REQUIRED WORK:
Go through the data and copy every line exactly, but not the images.

COLLECTED MATERIAL:

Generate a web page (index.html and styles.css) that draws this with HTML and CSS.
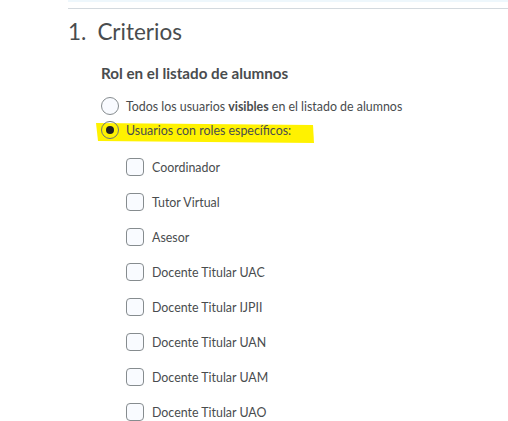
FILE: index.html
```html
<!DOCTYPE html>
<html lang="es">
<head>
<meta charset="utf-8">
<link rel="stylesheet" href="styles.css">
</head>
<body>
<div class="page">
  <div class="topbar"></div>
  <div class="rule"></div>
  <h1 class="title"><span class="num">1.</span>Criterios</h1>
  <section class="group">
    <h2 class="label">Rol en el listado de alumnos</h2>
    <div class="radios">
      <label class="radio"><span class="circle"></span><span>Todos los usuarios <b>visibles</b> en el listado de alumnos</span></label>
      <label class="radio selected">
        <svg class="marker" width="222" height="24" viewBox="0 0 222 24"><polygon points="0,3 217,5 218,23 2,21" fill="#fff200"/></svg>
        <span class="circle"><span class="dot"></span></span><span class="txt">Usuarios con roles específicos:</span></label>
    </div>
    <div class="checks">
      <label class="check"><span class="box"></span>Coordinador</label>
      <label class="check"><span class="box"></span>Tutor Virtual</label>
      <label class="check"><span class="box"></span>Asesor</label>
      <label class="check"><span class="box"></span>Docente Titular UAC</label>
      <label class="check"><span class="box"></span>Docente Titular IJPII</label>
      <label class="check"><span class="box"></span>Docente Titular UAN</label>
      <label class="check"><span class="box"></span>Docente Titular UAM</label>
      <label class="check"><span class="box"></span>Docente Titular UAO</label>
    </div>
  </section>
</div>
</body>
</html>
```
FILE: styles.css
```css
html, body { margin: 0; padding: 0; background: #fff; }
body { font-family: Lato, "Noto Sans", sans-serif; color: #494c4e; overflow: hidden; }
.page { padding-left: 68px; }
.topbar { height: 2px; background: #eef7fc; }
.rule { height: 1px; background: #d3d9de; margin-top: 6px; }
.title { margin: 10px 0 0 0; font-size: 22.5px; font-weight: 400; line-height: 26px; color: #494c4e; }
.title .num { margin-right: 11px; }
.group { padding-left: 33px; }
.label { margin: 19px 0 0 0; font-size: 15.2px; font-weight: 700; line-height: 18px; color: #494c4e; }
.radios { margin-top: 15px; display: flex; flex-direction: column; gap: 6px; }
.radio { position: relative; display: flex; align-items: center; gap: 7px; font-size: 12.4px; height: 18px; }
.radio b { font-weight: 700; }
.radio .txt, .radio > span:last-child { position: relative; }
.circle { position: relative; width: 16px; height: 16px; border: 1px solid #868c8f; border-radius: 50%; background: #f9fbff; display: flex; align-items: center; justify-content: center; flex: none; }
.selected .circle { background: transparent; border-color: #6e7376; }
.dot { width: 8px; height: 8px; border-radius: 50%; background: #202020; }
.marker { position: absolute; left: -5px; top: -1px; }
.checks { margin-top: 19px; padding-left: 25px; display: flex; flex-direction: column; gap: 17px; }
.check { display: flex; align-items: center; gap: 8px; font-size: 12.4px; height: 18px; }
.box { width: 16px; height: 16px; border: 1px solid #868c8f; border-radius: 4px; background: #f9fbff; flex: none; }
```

OUTPUT OF THE TASK:
Generate a web page (index.html and styles.css) that draws this with HTML and CSS.
FILE: index.html
```html
<!DOCTYPE html>
<html lang="es">
<head>
<meta charset="utf-8">
<link rel="stylesheet" href="styles.css">
</head>
<body>
<div class="page">
  <div class="topbar"></div>
  <div class="rule"></div>
  <h1 class="title"><span class="num">1.</span>Criterios</h1>
  <section class="group">
    <h2 class="label">Rol en el listado de alumnos</h2>
    <div class="radios">
      <label class="radio"><span class="circle"></span><span>Todos los usuarios <b>visibles</b> en el listado de alumnos</span></label>
      <label class="radio selected">
        <svg class="marker" width="222" height="24" viewBox="0 0 222 24"><polygon points="0,3 217,5 218,23 2,21" fill="#fff200"/></svg>
        <span class="circle"><span class="dot"></span></span><span class="txt">Usuarios con roles específicos:</span></label>
    </div>
    <div class="checks">
      <label class="check"><span class="box"></span>Coordinador</label>
      <label class="check"><span class="box"></span>Tutor Virtual</label>
      <label class="check"><span class="box"></span>Asesor</label>
      <label class="check"><span class="box"></span>Docente Titular UAC</label>
      <label class="check"><span class="box"></span>Docente Titular IJPII</label>
      <label class="check"><span class="box"></span>Docente Titular UAN</label>
      <label class="check"><span class="box"></span>Docente Titular UAM</label>
      <label class="check"><span class="box"></span>Docente Titular UAO</label>
    </div>
  </section>
</div>
</body>
</html>
```
FILE: styles.css
```css
html, body { margin: 0; padding: 0; background: #fff; }
body { font-family: Lato, "Noto Sans", sans-serif; color: #494c4e; overflow: hidden; }
.page { padding-left: 68px; }
.topbar { height: 2px; background: #eef7fc; }
.rule { height: 1px; background: #d3d9de; margin-top: 6px; }
.title { margin: 10px 0 0 0; font-size: 22.5px; font-weight: 400; line-height: 26px; color: #494c4e; }
.title .num { margin-right: 11px; }
.group { padding-left: 33px; }
.label { margin: 19px 0 0 0; font-size: 15.2px; font-weight: 700; line-height: 18px; color: #494c4e; }
.radios { margin-top: 15px; display: flex; flex-direction: column; gap: 6px; }
.radio { position: relative; display: flex; align-items: center; gap: 7px; font-size: 12.4px; height: 18px; }
.radio b { font-weight: 700; }
.radio .txt, .radio > span:last-child { position: relative; }
.circle { position: relative; width: 16px; height: 16px; border: 1px solid #868c8f; border-radius: 50%; background: #f9fbff; display: flex; align-items: center; justify-content: center; flex: none; }
.selected .circle { background: transparent; border-color: #6e7376; }
.dot { width: 8px; height: 8px; border-radius: 50%; background: #202020; }
.marker { position: absolute; left: -5px; top: -1px; }
.checks { margin-top: 19px; padding-left: 25px; display: flex; flex-direction: column; gap: 17px; }
.check { display: flex; align-items: center; gap: 8px; font-size: 12.4px; height: 18px; }
.box { width: 16px; height: 16px; border: 1px solid #868c8f; border-radius: 4px; background: #f9fbff; flex: none; }
```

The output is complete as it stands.